**GOAL OF THE EXERCISE**:
Search the data for the string "components" and extract every line where it appears.

**DATASET EXCERPTS**:
● ● ● ● ●
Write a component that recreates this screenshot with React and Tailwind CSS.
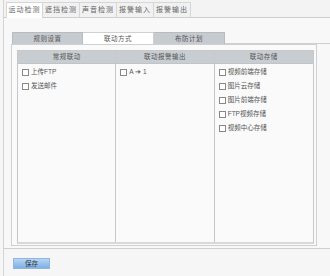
● ● ● ● ●
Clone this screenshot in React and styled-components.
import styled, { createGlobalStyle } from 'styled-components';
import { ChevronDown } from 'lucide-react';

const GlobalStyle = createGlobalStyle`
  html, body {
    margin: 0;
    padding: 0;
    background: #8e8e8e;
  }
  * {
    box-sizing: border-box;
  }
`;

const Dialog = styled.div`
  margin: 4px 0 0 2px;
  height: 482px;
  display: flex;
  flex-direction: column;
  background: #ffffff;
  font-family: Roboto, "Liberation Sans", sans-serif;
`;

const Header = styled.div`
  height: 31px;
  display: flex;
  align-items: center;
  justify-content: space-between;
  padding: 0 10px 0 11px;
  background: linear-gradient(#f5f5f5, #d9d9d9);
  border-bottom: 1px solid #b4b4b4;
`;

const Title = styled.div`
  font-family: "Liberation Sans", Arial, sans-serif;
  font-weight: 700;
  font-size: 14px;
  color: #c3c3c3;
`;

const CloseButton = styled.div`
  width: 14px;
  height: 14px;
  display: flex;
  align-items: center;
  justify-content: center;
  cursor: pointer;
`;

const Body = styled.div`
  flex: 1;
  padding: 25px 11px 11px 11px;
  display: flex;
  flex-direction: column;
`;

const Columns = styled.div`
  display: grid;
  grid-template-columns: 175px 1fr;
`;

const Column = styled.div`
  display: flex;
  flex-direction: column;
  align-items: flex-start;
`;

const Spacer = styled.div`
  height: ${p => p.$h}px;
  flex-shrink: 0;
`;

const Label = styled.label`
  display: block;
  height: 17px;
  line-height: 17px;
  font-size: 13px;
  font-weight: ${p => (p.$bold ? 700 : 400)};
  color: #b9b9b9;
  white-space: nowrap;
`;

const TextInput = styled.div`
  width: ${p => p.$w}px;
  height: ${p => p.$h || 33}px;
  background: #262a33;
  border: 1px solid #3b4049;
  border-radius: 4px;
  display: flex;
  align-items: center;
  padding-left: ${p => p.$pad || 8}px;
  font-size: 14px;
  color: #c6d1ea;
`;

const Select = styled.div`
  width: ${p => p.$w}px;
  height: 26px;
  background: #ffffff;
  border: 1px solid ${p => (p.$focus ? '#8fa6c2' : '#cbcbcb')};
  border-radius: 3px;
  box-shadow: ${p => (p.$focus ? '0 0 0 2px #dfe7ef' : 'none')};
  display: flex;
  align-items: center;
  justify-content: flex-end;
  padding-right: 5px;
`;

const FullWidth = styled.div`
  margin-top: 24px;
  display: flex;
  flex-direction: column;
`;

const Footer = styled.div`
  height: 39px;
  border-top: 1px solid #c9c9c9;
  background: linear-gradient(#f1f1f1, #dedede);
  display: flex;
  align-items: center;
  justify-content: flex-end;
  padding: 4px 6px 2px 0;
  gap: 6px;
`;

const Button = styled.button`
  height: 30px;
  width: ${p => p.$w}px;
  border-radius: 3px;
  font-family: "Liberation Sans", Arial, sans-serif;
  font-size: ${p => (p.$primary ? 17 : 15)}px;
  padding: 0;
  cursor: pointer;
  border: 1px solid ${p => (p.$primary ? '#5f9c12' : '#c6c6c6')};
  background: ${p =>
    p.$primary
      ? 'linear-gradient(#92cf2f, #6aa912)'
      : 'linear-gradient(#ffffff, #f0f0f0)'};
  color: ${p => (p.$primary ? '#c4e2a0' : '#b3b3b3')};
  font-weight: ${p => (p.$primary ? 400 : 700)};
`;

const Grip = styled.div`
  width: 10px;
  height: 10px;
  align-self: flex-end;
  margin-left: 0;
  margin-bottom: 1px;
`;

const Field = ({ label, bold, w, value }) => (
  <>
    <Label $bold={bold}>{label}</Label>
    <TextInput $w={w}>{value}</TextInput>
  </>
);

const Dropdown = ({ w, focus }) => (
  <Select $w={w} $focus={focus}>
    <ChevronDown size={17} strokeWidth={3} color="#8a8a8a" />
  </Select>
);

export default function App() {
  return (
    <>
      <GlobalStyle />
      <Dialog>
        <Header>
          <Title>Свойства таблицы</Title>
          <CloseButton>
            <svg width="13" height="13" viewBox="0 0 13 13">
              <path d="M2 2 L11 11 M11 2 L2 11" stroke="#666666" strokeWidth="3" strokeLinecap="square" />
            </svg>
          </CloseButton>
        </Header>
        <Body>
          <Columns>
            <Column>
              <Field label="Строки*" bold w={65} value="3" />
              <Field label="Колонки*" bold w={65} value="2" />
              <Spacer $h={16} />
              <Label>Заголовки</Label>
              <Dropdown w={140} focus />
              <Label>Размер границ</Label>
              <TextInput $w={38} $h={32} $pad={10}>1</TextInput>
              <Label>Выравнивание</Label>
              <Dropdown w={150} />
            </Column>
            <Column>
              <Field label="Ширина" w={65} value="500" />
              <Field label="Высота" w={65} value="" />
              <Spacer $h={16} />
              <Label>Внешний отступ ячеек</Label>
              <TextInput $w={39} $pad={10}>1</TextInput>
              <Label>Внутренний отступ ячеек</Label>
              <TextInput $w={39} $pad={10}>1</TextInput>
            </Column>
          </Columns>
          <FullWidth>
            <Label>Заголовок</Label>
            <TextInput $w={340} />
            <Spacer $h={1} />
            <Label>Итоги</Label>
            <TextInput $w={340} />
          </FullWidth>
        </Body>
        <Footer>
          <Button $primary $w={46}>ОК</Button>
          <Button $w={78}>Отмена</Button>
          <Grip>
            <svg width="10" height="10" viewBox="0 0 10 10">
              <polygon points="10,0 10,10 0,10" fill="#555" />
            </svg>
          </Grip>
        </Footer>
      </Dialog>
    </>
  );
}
● ● ● ● ●
**OUTPUT BELOW**:
Clone this screenshot in React and styled-components.
import styled, { createGlobalStyle } from 'styled-components';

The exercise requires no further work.